**Stated exercise**
Repeat exactly what appears from the opening line of the listing to the line with "14h11.5M14 8.5l5.5 5.5L14", inclusive.

**Records provided**

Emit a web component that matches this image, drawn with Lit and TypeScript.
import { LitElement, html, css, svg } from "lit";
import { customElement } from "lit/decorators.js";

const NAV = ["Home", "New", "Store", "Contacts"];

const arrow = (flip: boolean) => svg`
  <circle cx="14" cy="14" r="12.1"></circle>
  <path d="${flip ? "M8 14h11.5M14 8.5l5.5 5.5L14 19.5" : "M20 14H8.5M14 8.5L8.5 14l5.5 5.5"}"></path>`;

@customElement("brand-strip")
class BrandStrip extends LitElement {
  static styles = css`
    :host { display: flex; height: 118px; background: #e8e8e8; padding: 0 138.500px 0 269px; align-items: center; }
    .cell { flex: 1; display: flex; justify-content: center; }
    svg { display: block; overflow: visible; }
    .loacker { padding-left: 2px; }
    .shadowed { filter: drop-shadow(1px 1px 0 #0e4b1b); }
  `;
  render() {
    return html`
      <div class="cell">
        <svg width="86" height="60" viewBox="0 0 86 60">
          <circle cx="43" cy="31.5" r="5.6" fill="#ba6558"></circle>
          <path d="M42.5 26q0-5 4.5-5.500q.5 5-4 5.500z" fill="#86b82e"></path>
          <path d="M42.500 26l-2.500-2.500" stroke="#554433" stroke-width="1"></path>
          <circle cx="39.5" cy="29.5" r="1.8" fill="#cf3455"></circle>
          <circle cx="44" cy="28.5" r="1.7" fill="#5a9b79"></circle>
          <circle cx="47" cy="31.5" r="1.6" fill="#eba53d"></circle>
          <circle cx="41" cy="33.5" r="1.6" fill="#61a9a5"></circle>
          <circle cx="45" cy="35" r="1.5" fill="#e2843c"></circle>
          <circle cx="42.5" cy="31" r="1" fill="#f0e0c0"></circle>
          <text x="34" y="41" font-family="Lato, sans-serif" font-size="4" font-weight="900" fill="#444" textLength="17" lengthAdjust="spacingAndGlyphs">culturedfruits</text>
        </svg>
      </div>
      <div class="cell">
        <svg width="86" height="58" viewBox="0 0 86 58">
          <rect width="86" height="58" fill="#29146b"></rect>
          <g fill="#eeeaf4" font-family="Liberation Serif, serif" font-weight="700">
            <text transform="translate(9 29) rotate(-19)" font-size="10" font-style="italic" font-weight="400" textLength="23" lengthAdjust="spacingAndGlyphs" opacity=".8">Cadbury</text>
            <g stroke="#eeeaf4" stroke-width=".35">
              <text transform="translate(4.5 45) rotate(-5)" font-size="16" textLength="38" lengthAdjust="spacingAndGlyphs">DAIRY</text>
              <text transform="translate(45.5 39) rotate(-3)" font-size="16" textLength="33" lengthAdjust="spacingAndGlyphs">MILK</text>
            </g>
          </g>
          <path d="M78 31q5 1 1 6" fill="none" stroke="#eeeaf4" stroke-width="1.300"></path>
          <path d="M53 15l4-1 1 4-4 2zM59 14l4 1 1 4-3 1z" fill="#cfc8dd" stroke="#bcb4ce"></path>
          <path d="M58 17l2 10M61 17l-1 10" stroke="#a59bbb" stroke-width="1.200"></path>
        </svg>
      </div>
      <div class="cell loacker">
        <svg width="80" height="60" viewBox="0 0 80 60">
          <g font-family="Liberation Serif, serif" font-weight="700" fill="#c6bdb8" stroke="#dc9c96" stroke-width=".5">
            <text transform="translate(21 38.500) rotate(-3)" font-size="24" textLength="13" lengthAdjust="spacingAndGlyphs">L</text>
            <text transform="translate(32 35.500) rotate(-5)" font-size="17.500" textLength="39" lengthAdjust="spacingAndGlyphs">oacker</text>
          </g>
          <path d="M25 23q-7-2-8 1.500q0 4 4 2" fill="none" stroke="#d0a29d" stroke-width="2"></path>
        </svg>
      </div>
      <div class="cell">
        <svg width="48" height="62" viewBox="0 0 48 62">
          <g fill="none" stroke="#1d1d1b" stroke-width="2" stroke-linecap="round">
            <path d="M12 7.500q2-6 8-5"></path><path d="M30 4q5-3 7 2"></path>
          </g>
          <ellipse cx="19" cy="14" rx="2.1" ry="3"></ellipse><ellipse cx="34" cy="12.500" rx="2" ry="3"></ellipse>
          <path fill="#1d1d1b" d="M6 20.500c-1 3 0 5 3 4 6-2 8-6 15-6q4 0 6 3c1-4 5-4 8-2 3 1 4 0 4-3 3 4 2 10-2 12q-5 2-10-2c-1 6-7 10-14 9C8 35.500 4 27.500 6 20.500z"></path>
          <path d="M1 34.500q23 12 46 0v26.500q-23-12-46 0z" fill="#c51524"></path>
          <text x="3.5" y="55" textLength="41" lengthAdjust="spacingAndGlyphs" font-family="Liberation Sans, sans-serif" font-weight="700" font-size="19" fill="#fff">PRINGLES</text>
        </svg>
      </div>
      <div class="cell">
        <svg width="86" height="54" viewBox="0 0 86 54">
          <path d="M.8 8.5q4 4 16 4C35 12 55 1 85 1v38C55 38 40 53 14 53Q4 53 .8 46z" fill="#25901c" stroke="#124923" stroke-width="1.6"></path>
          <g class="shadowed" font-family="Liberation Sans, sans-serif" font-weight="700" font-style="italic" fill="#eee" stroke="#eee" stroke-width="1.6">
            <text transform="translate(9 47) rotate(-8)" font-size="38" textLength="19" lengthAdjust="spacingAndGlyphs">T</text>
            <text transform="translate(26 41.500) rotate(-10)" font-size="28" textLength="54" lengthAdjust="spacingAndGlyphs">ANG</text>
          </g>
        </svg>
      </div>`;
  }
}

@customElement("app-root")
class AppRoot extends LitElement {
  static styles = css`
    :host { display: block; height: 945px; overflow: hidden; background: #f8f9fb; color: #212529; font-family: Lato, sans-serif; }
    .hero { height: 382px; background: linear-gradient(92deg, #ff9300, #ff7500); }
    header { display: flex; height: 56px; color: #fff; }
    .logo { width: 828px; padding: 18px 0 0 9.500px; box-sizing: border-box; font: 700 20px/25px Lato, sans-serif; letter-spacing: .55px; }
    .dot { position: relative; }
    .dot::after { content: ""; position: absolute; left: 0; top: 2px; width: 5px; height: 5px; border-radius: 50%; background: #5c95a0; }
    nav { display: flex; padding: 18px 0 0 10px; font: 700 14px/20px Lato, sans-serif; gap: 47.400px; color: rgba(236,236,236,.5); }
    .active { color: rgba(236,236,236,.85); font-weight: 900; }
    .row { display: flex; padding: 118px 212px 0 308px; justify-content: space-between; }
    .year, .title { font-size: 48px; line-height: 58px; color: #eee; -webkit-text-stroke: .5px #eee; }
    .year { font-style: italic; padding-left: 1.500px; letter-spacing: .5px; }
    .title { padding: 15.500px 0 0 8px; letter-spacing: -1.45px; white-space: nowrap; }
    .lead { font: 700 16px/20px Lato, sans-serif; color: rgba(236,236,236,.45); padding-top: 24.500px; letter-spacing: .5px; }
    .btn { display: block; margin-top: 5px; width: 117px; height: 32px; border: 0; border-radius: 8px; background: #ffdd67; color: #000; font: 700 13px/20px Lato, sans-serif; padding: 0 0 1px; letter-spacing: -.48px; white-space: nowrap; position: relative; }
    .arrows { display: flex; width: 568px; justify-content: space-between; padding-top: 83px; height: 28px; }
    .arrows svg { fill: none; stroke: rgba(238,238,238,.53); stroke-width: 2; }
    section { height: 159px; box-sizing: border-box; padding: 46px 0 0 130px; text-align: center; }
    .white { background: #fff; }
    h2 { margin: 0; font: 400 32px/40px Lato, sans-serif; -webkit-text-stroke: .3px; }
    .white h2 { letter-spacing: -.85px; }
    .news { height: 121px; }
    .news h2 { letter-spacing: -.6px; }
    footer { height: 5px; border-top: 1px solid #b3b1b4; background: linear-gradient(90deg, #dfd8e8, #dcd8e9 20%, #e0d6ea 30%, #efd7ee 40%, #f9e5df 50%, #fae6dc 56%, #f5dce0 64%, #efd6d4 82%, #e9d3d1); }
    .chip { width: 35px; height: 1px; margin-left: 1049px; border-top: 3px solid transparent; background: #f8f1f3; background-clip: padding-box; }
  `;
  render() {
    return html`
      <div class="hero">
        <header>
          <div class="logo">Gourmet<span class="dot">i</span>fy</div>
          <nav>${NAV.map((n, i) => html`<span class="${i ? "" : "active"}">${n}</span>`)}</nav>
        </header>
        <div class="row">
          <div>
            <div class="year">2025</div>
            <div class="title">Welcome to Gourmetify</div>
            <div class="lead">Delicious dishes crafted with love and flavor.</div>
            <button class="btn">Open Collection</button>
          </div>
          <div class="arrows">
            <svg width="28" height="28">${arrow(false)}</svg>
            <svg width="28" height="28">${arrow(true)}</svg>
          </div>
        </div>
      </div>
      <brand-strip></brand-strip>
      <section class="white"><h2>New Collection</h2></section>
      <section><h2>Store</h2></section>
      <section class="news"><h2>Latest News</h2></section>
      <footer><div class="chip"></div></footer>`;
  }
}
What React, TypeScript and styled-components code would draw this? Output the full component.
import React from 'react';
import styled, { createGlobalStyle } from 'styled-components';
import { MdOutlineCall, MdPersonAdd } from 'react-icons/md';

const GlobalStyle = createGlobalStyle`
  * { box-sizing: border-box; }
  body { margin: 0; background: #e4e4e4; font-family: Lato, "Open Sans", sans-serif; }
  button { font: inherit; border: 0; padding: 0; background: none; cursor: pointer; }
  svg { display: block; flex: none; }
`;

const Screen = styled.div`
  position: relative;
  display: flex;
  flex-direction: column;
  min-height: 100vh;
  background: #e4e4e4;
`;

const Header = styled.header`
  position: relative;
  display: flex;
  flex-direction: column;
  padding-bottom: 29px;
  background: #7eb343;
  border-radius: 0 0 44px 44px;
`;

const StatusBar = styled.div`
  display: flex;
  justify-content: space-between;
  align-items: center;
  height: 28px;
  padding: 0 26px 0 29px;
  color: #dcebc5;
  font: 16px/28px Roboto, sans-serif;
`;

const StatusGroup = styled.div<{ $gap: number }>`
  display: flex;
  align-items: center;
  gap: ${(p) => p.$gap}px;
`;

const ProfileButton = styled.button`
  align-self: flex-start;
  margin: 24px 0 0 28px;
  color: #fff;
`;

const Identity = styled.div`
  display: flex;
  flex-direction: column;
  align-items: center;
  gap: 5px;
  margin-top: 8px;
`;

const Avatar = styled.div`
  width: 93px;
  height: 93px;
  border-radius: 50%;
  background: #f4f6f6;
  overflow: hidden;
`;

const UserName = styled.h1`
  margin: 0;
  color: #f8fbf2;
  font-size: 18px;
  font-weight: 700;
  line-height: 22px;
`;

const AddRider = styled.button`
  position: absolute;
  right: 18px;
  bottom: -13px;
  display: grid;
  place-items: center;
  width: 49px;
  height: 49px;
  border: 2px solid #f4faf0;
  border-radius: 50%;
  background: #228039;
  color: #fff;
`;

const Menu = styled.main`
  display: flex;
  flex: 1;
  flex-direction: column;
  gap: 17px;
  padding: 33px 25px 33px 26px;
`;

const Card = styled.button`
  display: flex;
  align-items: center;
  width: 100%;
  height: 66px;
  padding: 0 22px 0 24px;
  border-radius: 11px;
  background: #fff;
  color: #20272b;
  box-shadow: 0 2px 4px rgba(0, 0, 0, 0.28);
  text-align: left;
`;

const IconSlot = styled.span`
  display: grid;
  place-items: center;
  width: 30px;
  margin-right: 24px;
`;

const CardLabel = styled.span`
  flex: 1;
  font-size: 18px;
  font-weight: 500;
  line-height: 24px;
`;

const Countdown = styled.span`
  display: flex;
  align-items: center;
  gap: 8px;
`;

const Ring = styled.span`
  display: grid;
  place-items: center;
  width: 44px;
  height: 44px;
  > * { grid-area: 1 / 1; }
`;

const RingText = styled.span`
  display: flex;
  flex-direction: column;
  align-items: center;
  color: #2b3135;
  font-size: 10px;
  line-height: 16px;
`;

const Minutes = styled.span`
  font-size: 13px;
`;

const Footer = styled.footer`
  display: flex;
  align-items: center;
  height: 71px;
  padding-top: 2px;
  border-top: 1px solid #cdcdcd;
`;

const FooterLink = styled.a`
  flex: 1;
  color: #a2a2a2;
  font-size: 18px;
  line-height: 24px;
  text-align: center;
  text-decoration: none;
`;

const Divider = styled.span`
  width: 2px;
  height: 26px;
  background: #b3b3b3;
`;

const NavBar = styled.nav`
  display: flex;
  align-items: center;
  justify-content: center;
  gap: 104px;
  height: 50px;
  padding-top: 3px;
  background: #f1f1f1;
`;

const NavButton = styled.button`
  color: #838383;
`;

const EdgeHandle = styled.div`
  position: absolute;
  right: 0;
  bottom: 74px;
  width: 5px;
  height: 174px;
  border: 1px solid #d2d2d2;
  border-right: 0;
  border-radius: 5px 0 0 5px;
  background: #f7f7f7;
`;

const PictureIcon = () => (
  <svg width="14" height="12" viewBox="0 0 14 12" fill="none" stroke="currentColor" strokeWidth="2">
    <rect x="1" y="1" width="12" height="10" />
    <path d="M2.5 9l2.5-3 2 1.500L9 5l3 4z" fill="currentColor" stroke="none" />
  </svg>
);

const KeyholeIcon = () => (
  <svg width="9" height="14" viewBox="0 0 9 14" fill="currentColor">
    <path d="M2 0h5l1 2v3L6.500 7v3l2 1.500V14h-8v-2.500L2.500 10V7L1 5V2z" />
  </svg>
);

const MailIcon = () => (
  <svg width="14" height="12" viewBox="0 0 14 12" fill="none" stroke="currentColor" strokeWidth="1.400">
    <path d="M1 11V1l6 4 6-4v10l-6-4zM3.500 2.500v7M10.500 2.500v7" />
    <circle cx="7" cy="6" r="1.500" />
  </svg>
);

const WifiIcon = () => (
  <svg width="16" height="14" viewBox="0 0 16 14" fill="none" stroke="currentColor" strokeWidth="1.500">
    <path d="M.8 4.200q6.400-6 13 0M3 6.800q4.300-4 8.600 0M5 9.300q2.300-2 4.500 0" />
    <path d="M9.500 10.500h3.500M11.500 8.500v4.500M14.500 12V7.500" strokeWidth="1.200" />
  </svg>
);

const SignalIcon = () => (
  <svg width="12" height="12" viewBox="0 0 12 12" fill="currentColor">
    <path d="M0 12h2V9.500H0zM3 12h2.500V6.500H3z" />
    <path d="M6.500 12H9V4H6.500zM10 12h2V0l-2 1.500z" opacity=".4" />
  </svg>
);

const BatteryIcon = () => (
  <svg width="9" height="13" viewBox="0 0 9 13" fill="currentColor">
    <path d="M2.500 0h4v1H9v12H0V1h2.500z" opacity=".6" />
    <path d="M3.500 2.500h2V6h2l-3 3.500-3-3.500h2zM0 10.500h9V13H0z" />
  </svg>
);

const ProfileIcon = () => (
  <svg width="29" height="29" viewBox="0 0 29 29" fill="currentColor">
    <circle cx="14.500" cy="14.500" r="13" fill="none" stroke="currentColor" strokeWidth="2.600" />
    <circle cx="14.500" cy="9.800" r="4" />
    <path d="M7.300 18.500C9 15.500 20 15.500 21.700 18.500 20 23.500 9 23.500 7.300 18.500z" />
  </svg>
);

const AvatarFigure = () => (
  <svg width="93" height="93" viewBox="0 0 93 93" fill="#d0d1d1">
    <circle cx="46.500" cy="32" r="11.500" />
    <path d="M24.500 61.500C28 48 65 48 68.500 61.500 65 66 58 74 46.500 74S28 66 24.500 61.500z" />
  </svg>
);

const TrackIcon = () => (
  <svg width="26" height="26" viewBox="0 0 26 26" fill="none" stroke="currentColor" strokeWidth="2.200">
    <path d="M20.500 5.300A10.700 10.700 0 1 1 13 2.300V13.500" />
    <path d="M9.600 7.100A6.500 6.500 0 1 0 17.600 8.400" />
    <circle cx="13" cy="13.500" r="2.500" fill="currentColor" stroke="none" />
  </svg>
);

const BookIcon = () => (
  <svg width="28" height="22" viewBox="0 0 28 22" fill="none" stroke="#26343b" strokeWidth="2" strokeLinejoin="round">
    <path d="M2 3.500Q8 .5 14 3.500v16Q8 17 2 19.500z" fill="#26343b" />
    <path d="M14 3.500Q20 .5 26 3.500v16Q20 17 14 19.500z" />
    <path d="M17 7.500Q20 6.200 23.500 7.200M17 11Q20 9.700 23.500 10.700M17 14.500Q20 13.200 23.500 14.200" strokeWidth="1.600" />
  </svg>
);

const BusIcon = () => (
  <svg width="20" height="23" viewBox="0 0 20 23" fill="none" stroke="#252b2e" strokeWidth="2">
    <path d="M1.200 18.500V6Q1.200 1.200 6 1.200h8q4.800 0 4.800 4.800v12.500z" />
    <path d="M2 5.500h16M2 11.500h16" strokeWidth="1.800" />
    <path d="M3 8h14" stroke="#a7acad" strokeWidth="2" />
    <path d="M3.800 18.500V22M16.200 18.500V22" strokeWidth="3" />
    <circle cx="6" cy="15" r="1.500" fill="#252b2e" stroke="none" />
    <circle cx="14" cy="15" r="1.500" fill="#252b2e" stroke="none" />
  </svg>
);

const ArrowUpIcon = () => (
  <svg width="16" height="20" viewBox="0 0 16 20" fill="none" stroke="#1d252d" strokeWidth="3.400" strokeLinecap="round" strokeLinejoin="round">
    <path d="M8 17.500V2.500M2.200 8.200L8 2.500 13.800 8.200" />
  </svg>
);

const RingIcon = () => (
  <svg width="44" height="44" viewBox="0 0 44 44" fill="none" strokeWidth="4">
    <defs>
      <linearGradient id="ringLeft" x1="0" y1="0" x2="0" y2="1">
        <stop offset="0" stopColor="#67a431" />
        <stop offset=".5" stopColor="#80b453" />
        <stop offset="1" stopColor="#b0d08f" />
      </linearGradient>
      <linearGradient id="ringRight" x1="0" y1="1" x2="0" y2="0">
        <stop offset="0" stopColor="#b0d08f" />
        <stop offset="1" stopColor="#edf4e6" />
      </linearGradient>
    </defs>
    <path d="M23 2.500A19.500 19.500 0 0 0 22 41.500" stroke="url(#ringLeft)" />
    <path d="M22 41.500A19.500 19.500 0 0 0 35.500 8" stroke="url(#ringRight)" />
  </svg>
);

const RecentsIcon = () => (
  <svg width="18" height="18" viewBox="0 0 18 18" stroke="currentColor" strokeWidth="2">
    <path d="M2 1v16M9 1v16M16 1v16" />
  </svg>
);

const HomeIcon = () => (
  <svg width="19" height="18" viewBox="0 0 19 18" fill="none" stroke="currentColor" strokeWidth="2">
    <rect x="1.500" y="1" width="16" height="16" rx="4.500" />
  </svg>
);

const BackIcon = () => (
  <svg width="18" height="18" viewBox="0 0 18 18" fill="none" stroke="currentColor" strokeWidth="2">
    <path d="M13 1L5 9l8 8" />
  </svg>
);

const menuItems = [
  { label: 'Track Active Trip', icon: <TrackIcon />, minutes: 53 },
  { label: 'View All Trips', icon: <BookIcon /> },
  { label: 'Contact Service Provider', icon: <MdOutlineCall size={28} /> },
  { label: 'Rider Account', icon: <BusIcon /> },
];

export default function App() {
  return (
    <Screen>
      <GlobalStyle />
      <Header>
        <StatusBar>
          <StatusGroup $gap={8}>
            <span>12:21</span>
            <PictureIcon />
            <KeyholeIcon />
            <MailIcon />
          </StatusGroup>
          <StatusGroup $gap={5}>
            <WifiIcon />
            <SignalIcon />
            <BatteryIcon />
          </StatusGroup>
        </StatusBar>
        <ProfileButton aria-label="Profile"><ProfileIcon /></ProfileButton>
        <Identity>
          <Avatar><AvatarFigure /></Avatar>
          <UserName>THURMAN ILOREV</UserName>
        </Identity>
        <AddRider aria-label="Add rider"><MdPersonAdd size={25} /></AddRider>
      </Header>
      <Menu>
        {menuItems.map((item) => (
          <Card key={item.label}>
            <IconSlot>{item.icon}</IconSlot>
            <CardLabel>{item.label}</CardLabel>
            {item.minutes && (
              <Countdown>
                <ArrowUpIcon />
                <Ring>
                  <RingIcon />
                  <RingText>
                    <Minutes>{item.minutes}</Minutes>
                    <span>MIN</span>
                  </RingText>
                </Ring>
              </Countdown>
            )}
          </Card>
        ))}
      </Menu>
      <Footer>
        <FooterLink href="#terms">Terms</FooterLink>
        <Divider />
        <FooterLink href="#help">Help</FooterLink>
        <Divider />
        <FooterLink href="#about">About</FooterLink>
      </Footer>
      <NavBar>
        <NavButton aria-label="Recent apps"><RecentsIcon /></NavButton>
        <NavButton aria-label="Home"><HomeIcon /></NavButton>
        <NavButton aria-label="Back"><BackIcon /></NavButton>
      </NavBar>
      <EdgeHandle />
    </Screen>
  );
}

**Solution to this exercise**
Emit a web component that matches this image, drawn with Lit and TypeScript.
import { LitElement, html, css, svg } from "lit";
import { customElement } from "lit/decorators.js";

const NAV = ["Home", "New", "Store", "Contacts"];

const arrow = (flip: boolean) => svg`
  <circle cx="14" cy="14" r="12.1"></circle>
  <path d="${flip ? "M8 14h11.5M14 8.5l5.5 5.5L14 19.5" : "M20 14H8.5M14 8.5L8.5 14l5.5 5.5"}"></path>`;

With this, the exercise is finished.